The Austrian cardinal describes Francis’ opening as “a classic case” of “the organic development of doctrine.” He explained that here “there is not a change [of doctrine],” but there is “the organic development of doctrine,” along the lines that John Henry Newman had envisaged. He recalled that just as John Paul II had “developed doctrine” in “Familiaris Consortio,” so, too, Francis has done the same in “Amoris Laetitia.” He suggested that one might even say that this new development was in some way “implicit” in No. 84 of “Familiaris Consortio,” which looked at three different situations. In any case, the cardinal said, “There is continuity in teaching here, but there is also something really new. There’s a real development [of doctrine], not a rupture.”
Asked why Francis had inserted this significant change into a footnote (No. 351) and not into the main body of the text, the cardinal responded, “I don’t know!” He suggested, however, that the reason may have been because Francis—as he said on several occasions—thinks “it’s a trap to focus on this single issue” because one risks losing the wider vision of marriage that is being presented here.

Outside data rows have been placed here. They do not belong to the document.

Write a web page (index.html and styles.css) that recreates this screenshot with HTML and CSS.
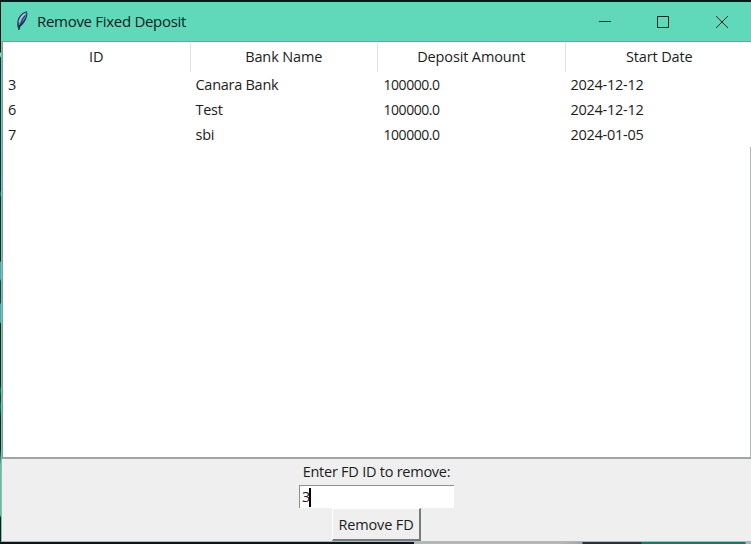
FILE: index.html
```html
<!DOCTYPE html>
<html lang="en">
<head>
<meta charset="utf-8">
<title>Remove Fixed Deposit</title>
<link rel="stylesheet" href="styles.css">
</head>
<body>
<div class="desktop">
<main class="window">
  <header class="titlebar">
    <svg class="feather" viewBox="0 0 16 22" aria-hidden="true">
      <path d="M12.8 1.2C8.4 2 4.2 6.5 3.4 11.2L3.2 15.8L4.8 20.2L6 16.8C10.2 14 13.2 8.6 13.4 3.4Z" fill="#1d3a58"/>
      <path d="M12 2.2C8.2 4 5 8 4.4 11.6L5 15.2C9 12.2 12 7.6 12.4 3.4Z" fill="#6a94cc"/>
      <path d="M10.6 4C8 6 6 9 5.4 12" stroke="#b4cfe9" stroke-width="1.1" fill="none"/>
      <path d="M11 5.4C8.4 9.5 6.2 14 4.9 20" stroke="#17202b" stroke-width=".9" fill="none"/>
    </svg>
    <h1 class="title">Remove Fixed Deposit</h1>
    <svg class="controls" viewBox="0 0 151 39" aria-hidden="true">
      <path d="M-1 19.5H11M57.5 14.5H68.5V25.5H57.5ZM116 14L128 26M128 14L116 26" fill="none" stroke="#10251f" stroke-width="1"/>
    </svg>
  </header>
  <section class="tree">
    <div class="row head"><span>ID</span><span>Bank Name</span><span>Deposit Amount</span><span>Start Date</span></div>
    <div class="row"><span>3</span><span>Canara Bank</span><span class="num">100000.0</span><span>2024-12-12</span></div>
    <div class="row"><span>6</span><span>Test</span><span class="num">100000.0</span><span>2024-12-12</span></div>
    <div class="row"><span>7</span><span>sbi</span><span class="num">100000.0</span><span>2024-01-05</span></div>
    <div class="empty"></div>
  </section>
  <form class="form">
    <label class="label">Enter FD ID to remove:</label>
    <div class="entry"><span>3</span><i class="caret"></i></div>
    <button class="button" type="button">Remove FD</button>
  </form>
</main>
</div>
</body>
</html>
```

FILE: styles.css
```css
* { box-sizing: border-box; }
body {
  margin: 0;
  font: 14.5px "Open Sans", "Noto Sans", sans-serif;
  color: #1c1c1c;
}
.desktop {
  width: 751px;
  height: 544px;
  padding: 2px 0 2px 1px;
  overflow: hidden;
  background:
    linear-gradient(90deg, #08171a 414px, #b5b8b6 414px 560px, #a3a6a5 582px, #24323f 583px 641px, #197968 642px 745px, #a7b8b1 746px) 0 542px / 751px 2px no-repeat,
    linear-gradient(#07161a 52px, #8bd5c4 53px 56px, #06333a 58px 190px, #168168 194px, #072b2c 198px 261px, #45a6b5 262px 279px, #153e45 281px 303px, #45a6b5 304px 322px, #07231f 324px 385px, #16765c 390px, #083628 398px, #16765c 406px, #07231f 418px 448px, #78b3a2 465px 515px, #06191a 518px) 0 0 / 1px 542px no-repeat,
    #0b1416;
}
.window {
  display: flex;
  flex-direction: column;
  height: 540px;
  background: #efefef;
  border-left: 1px solid #72c9b4;
  border-bottom: 1px solid #79d2bd;
}
.titlebar {
  display: flex;
  align-items: center;
  flex: 0 0 39px;
  margin-left: -1px;
  padding-left: 13px;
  background: #5fd9ba;
}
.feather { width: 16px; height: 22px; margin-top: -1px; }
.title {
  margin: -2px auto 0 7px;
  font-size: 15px;
  font-weight: 400;
  letter-spacing: -.3px;
  color: #0b231c;
  white-space: nowrap;
}
.controls { width: 151px; height: 39px; overflow: visible; }
.tree {
  display: flex;
  flex-direction: column;
  flex: 0 0 418px;
  background: #fff;
  border: 1px solid #8b9696;
  border-right: 0;
  border-bottom: 2px solid #a2a4a6;
}
.row {
  display: grid;
  grid-template-columns: repeat(4, 187.5px);
  flex: 0 0 25px;
  line-height: 25px;
  letter-spacing: -.27px;
  white-space: nowrap;
}
.row span { padding-left: 5px; }
.row .num { padding-left: 5.5px; font-size: 14px; letter-spacing: -.45px; }
.head { flex-basis: 30px; line-height: 30px; text-align: center; letter-spacing: -.13px; }
.row.head span { padding: 0; border-right: 1px solid #e3e3e3; }
.row.head span:last-child { border: 0; }
.empty { flex: 1; border-right: 1px solid #b5b8b8; }
.form {
  display: flex;
  flex-direction: column;
  align-items: center;
  flex: 1;
}
.label { height: 26px; line-height: 26px; letter-spacing: -.25px; }
.entry {
  display: flex;
  align-items: center;
  width: 155px;
  height: 23px;
  padding-left: 2px;
  background: #fff;
  border-top: 1px solid #8f8f8f;
  border-left: 1px solid #8f8f8f;
}
.entry span { margin-top: -2px; }
.caret { width: 2px; height: 19px; margin-left: -1px; background: #000; }
.button {
  width: 89px;
  height: 33px;
  padding: 0;
  font: inherit;
  letter-spacing: -.15px;
  color: inherit;
  background: #efefef;
  border: 1px solid #fff;
  border-right: 2px solid #777b7b;
  border-bottom: 2px solid #777b7b;
}
```
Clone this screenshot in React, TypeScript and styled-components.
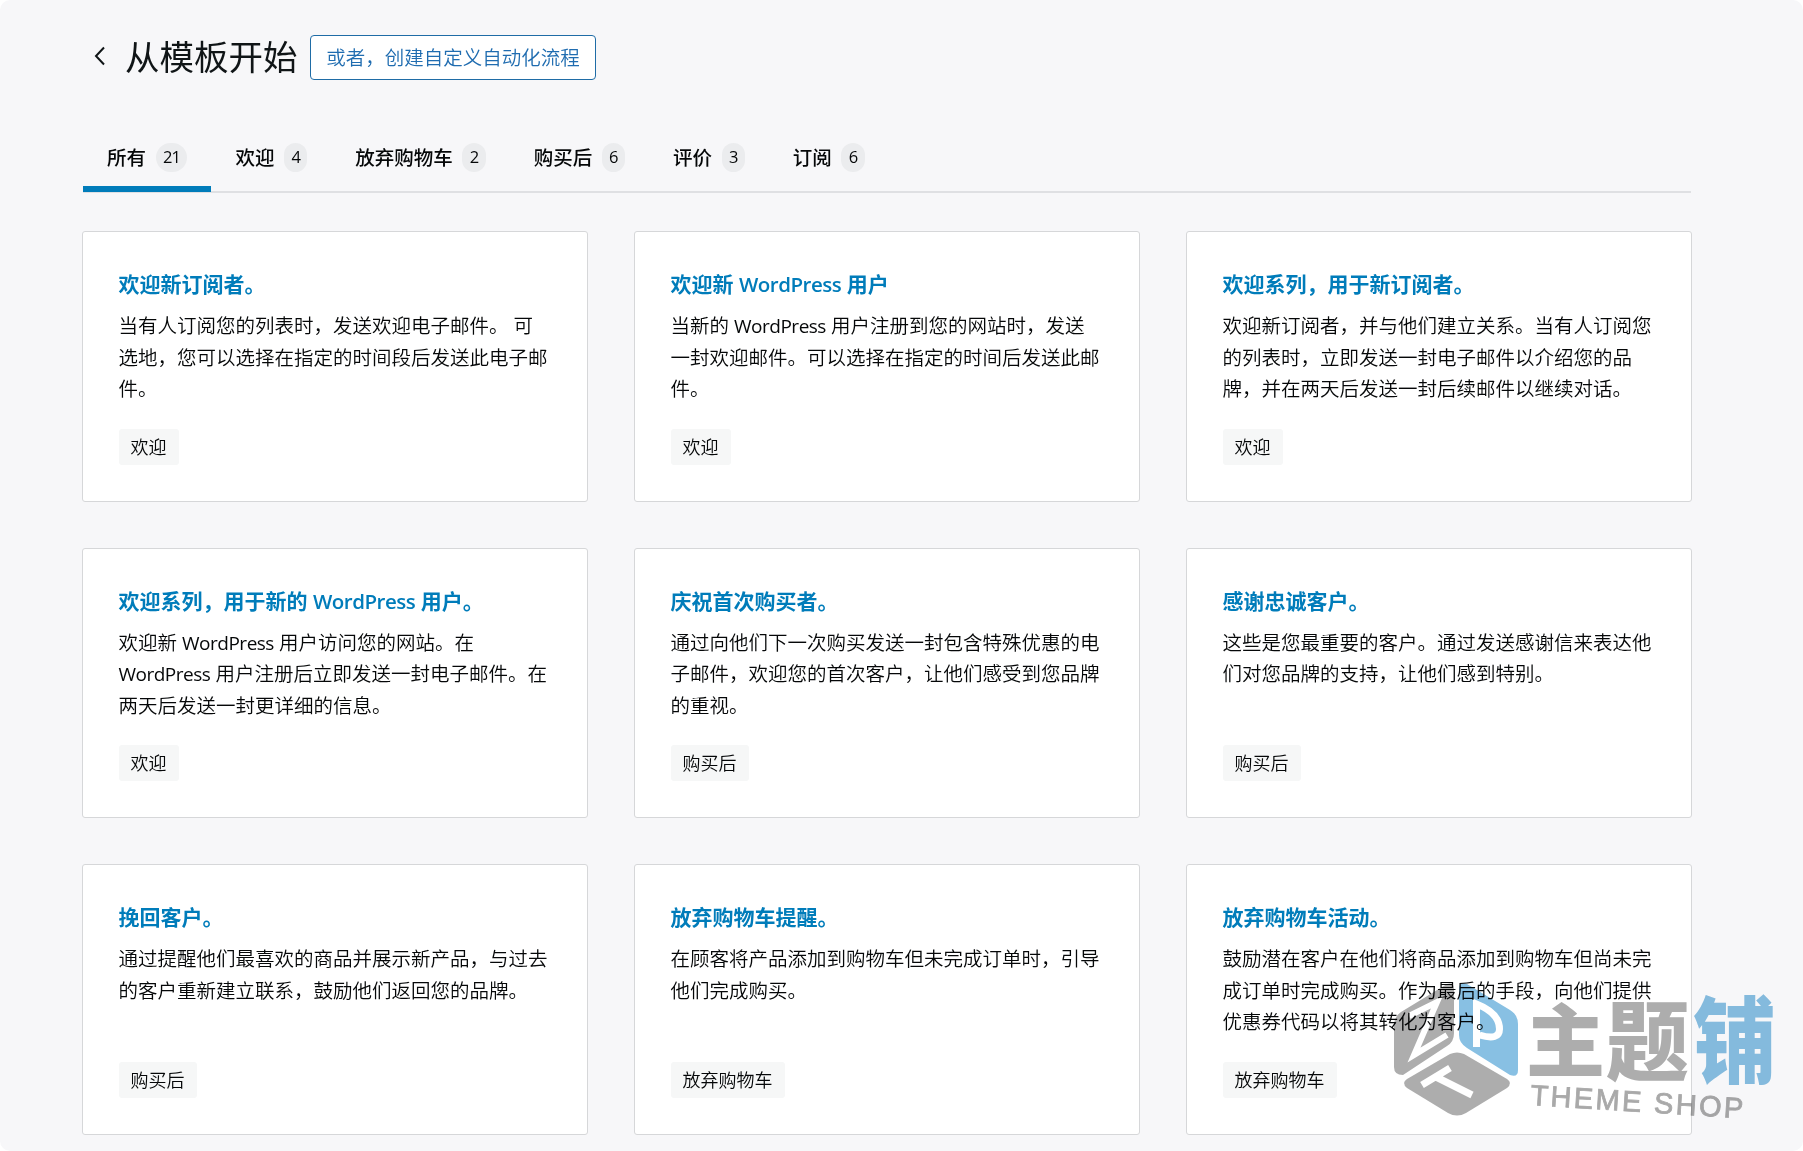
import React from "react";
import styled, { createGlobalStyle } from "styled-components";

const Global = createGlobalStyle`
  * { box-sizing: border-box; }
  html, body { margin: 0; background: #fff; }
  body { font-family: "Open Sans", "Noto Sans CJK SC", sans-serif; color: #050708; font-weight: 350; }
  button { font: inherit; color: inherit; cursor: pointer; }
`;

const Page = styled.div`
  position: relative;
  width: 1803px;
  height: 1151px;
  padding: 35px 111px 0 82px;
  background: #f7f7f9;
  border-radius: 10px;
  overflow: hidden;
`;

const Header = styled.header`
  display: flex;
  align-items: center;
  height: 45px;
`;

const Back = styled.button`
  display: flex;
  margin: 0 19px 3px 12px;
  padding: 0;
  border: 0;
  background: none;
`;

const Title = styled.h1`
  margin: 0 12px 2px 0;
  width: 173px;
  font-size: 34.5px;
  font-weight: 400;
  color: #101517;
  line-height: 45px;
  white-space: nowrap;
`;

const Custom = styled.button`
  width: 286px;
  height: 45px;
  padding: 0 0 2px;
  border: 1px solid #1f6ca6;
  border-radius: 4px;
  background: #fff;
  && { color: #1f6cb0; }
  font-size: 19.5px;
  white-space: nowrap;
`;

const Tabs = styled.nav`
  display: flex;
  height: 72px;
  margin: 41px 1px 38px 1px;
  box-shadow: inset 0 -2px #dfe0e3;
`;

const Tab = styled.button<{ $active?: boolean }>`
  display: flex;
  align-items: center;
  gap: 9.6px;
  height: 71px;
  padding: 1px 24px 0;
  border: 0;
  background: none;
  box-shadow: ${(p) => (p.$active ? "inset 0 -6px #007cba" : "none")};
  font-size: 19.5px;
  font-weight: 500;
  line-height: 30px;
`;

const Label = styled.span`
  padding-top: 1px;
`;

const Count = styled.span`
  padding: 0 7.3px;
  height: 29px;
  border-radius: 15px;
  background: #ebecee;
  font-size: 16.5px;
  font-weight: 400;
  line-height: 28px;
  letter-spacing: -0.8px;
`;

const Grid = styled.main`
  display: grid;
  grid-template-columns: repeat(3, 506px);
  grid-auto-rows: 270.6px;
  gap: 46px;
`;

const Card = styled.article`
  display: flex;
  flex-direction: column;
  align-items: flex-start;
  padding: 35px 35.5px 36px;
  border: 1px solid #d6d7d9;
  border-radius: 3px;
  background: #fff;
`;

const CardTitle = styled.h2`
  margin: 0 0 9px;
  color: #007cba;
  font-size: 21px;
  font-weight: 700;
  line-height: 34px;
  white-space: nowrap;
`;

const Latin = styled.span<{ $heading?: boolean }>`
  font-weight: ${(p) => (p.$heading ? 600 : 400)};
  font-size: ${(p) => (p.$heading ? "20.5px" : "19px")};
  line-height: 1;
  letter-spacing: -0.5px;
`;

const Description = styled.p`
  margin: 0;
  font-size: 19.5px;
  line-height: 31.5px;
  white-space: pre;
`;

const Line = styled.span`
  display: block;
`;

const Tag = styled.span`
  margin-top: auto;
  height: 36px;
  padding: 0 12px;
  border-radius: 3px;
  background: #f6f7f7;
  font-size: 18px;
  line-height: 36px;
`;

const Watermark = styled.svg`
  position: absolute;
  left: 1385px;
  top: 975px;
  overflow: visible;
  mix-blend-mode: multiply;
  pointer-events: none;
`;

const Glyph = styled.text`
  font-family: "Noto Sans CJK SC", sans-serif;
  font-weight: 900;
`;

const Brand = styled.text`
  font-family: "Liberation Sans", sans-serif;
  font-size: 29px;
  font-weight: 400;
`;

const tabs: [string, number][] = [
  ["所有", 21],
  ["欢迎", 4],
  ["放弃购物车", 2],
  ["购买后", 6],
  ["评价", 3],
  ["订阅", 6],
];

const cards = [
  { title: "欢迎新订阅者。", text: "当有人订阅您的列表时，发送欢迎电子邮件。 可\n选地，您可以选择在指定的时间段后发送此电子邮\n件。", tag: "欢迎" },
  { title: "欢迎新 WordPress 用户", text: "当新的 WordPress 用户注册到您的网站时，发送\n一封欢迎邮件。可以选择在指定的时间后发送此邮\n件。", tag: "欢迎" },
  { title: "欢迎系列，用于新订阅者。", text: "欢迎新订阅者，并与他们建立关系。当有人订阅您\n的列表时，立即发送一封电子邮件以介绍您的品\n牌，并在两天后发送一封后续邮件以继续对话。", tag: "欢迎" },
  { title: "欢迎系列，用于新的 WordPress 用户。", text: "欢迎新 WordPress 用户访问您的网站。在\nWordPress 用户注册后立即发送一封电子邮件。在\n两天后发送一封更详细的信息。", tag: "欢迎" },
  { title: "庆祝首次购买者。", text: "通过向他们下一次购买发送一封包含特殊优惠的电\n子邮件，欢迎您的首次客户，让他们感受到您品牌\n的重视。", tag: "购买后" },
  { title: "感谢忠诚客户。", text: "这些是您最重要的客户。通过发送感谢信来表达他\n们对您品牌的支持，让他们感到特别。", tag: "购买后" },
  { title: "挽回客户。", text: "通过提醒他们最喜欢的商品并展示新产品，与过去\n的客户重新建立联系，鼓励他们返回您的品牌。", tag: "购买后" },
  { title: "放弃购物车提醒。", text: "在顾客将产品添加到购物车但未完成订单时，引导\n他们完成购买。", tag: "放弃购物车" },
  { title: "放弃购物车活动。", text: "鼓励潜在客户在他们将商品添加到购物车但尚未完\n成订单时完成购买。作为最后的手段，向他们提供\n优惠券代码以将其转化为客户。", tag: "放弃购物车" },
];

const mixed = (text: string, heading = false) =>
  text.split(/(WordPress)/).map((part, i) =>
    part === "WordPress" ? <Latin key={i} $heading={heading}>{part}</Latin> : part
  );

export default function App() {
  return (
    <>
      <Global />
      <Page>
        <Header>
          <Back aria-label="返回">
            <svg width="12" height="20" viewBox="0 0 12 20" fill="none" stroke="#101517" strokeWidth="2">
              <path d="M10 1.5 2 10l8 8.5" />
            </svg>
          </Back>
          <Title>从模板开始</Title>
          <Custom>或者，创建自定义自动化流程</Custom>
        </Header>
        <Tabs>
          {tabs.map(([label, count], i) => (
            <Tab key={label} $active={i === 0}>
              <Label>{label}</Label>
              <Count>{count}</Count>
            </Tab>
          ))}
        </Tabs>
        <Grid>
          {cards.map((c) => (
            <Card key={c.title}>
              <CardTitle>{mixed(c.title, true)}</CardTitle>
              <Description>
                {c.text.split("\n").map((line) => (
                  <Line key={line}>{mixed(line)}</Line>
                ))}
              </Description>
              <Tag>{c.tag}</Tag>
            </Card>
          ))}
        </Grid>
        <Watermark width="400" height="160" viewBox="0 0 400 160">
          <path fill="#adadad" d="M62 9q7-2 7 5v44q0 9-7 13L18 100q-9 0-9-8V50q0-8 7-13Z" />
          <path fill="#88c0e3" d="M74 14q0-8 8-5l43 26q8 5 8 14v46q0 8-8 5L82 73q-8-5-8-13Z" />
          <path fill="#adadad" d="M65 79q7-3 14 0l43 25q6 4 0 9l-41 25q-9 5-18 0L22 113q-6-5 0-9Z" />
          <g fill="none" stroke="#fff" strokeWidth="7">
            <path strokeWidth="6" d="M24 41 52 27 29 80 62 60" />
            <path d="M91.500 72V29q23 9 23 25 0 12-20 6" />
            <path d="M65 93 37 110M51 102 87 120" />
          </g>
          <Glyph fill="#adadad" fontSize="79" transform="translate(141 95.500)">主</Glyph>
          <Glyph fill="#adadad" fontSize="83" transform="translate(221 99) scale(1 1.05)">题</Glyph>
          <Glyph fill="#88c0e3" fontSize="83" transform="translate(308 101) scale(1 1.14)">铺</Glyph>
          <Brand fill="#a9a9a9" stroke="#a9a9a9" strokeWidth="0.8" textLength="213" transform="translate(145 130) rotate(3.6)">THEME SHOP</Brand>
        </Watermark>
      </Page>
    </>
  );
}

Cardinal Schönborn then expressed his own view that perhaps the time has come, 50 years after the Second Vatican Council, to look anew at “how we understand the sacramental life.”
In his presentation, the Austrian prelate expressed “personal joy” at “the language and style” used by Francis which, he said, contrasts with the usual “ecclesial discourse on marriage and the family” where there is often a tendency “to discuss these realities of life on the basis of two separate tracks, the ‘regular’ where everything is according to the rules, and ‘irregular’ situations that represent a problem.” He confessed that he found such discourse particularly difficult since he came from “a patchwork family,” and felt such talk “may cause harm and can give the sensation of exclusion.” He noted that Francis, on the other hand, reaches out to everyone, and speaks about all situations “without cataloguing them,” and “with the eyes of Jesus that exclude no one.”
In his presentation at the press conference chaired by Federico Lombardi, S.J., the cardinal reminded reporters that Francis has described Chapters 4 and 5 “as central, not only in terms of their position but also their content,” because “we cannot encourage a path of fidelity and mutual self-giving without encouraging the growth, strengthening and deepening of conjugal and family love.” Caridnal Schönborn recommended that everyone meditate on the fourth chapter, where Francis “speaks, with rare clarity, of the role of the passions, emotion, eros and sexuality in married and family life.” As a member of the Order of Preachers, the cardinal observed that “it is not by chance that Pope Francis reconnects here with St. Thomas Aquinas, who attributes an important role to the passions, while modern society, often puritanical, has discredited or neglected them.”
Earlier, the Dominican cardinal said he took personal joy in the fact that “Amoris Laetitia,” written by a Jesuit pope, “is profoundly Thomistic.” In actual fact St. Thomas Aquinas is cited 19 times in the text, according to Cardinal Lorenzo Baldisseri, the secretary general of the synod of bishops, who was also on the panel presenting the text, together with an Italian married couple, Professors Francesco Miano and Giuseppina De Simone.
At another point in his presentation, the archbishop of Vienna highlighted the fact that Francis often returns to the issue of trust in the conscience of the faithful, and said: “We have been called to form consciences, not to replace them” (No. 37). But, the cardinal said,
The great question, obviously, is this: How do we form consciences? How do we arrive at what is the key concept of this great document, the key to correctly understanding Pope Francis’ intentions: ‘personal discernment,’ especially in difficult and complex situations?
He recalled that “discernment is a central concept in Ignatian exercises” which “must help to discern the will of God in the concrete situations of life.”
He emphasized that discernment should be of help to individuals “in reaching personal maturity: not forming automatons, externally conditioned and remote-controlled, but people who have matured in their friendship with Christ.” He added that “only when this personal discernment is “mature is it also possible to arrive at ‘pastoral discernment’; which is important especially in those situations that fall short of what the Lord demands of us” (No. 6). He noted that “pastoral discernment” is at the heart of the eighth chapter of “Amoris Laetitia.”
Asked by a reporter what happens if a bishop is unable to make a discernment, Cardinal Schönbornexplained that “discernment by its nature involves some uncertainty; the principles are clear but, as St. Thomas Aquinas said, the deeper we go the more difficult it is to discern.” He predicted that bishops and priests will have a lot of work to do as a result of this papal exhortation.